Утром подбегает жена: "Тебя к телефону. Утесов". Удивленный, беру трубку. Слышу голос: "Вы извините меня, старика, я всю ночь не мог заснуть. Вы это из вежливости сказали, что не было бы меня - не было бы вас, или действительно так думаете?" - "Леонид Осипович, еще оркестра нашего не существовало, а мы уже знали фильм "Веселые ребята". Ваши инструментальные номера там, эпизод с дракой - это же на уровне лучших голливудских музыкальных лент. Мы гордились вами, по 10 - 15 раз бегали смотреть картину. Между прочим, я заметил, что и вы кое-что взяли у американца Теда Льюиса и его оркестра. Они такие же шутники, как и вы, превращали выступление в целое представление". - "Вы наблюдательны. Об этом мало кто знает. Я ведь был в 1927 году у родственников в Париже (тогда еще пускали, но потом уже говорить об этом стало небезопасно) и попал на концерт Теда Льюиса.

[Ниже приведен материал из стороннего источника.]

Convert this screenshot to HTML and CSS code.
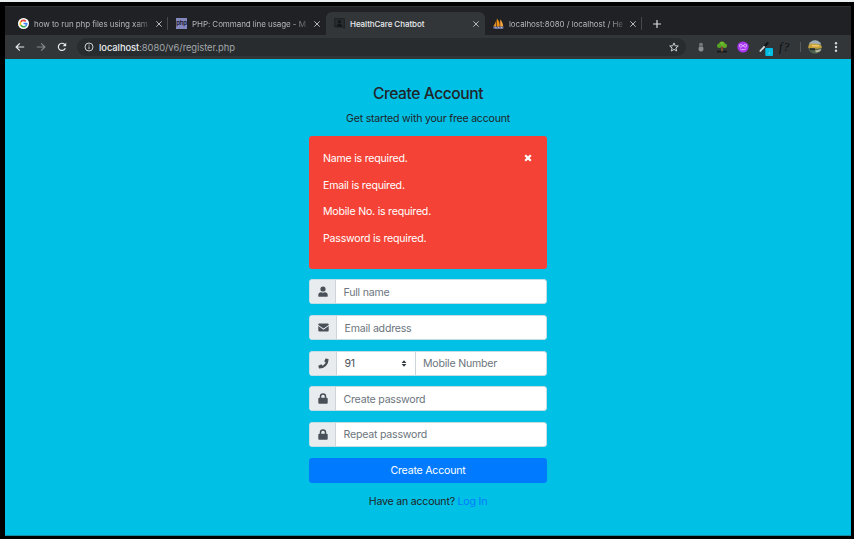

Там и решил: приеду домой и обязательно создам джазовый оркестр... У меня и сейчас есть задумки. Приходите завтра или послезавтра, расскажу..." К сожалению, в тот же день вечером мне надо было уезжать. А через дней пять, в поездке, я узнал, что Утесов умер...
- Вы ведь, если не ошибаюсь, по-прежнему много концертируете, ездите на гастроли...
- Недавно гастролировали по городам Поволжья, Урала. Были во Франции... Мы уже так давно вместе, оркестр и я, что мне трудно представить себе какой-то другой способ существования.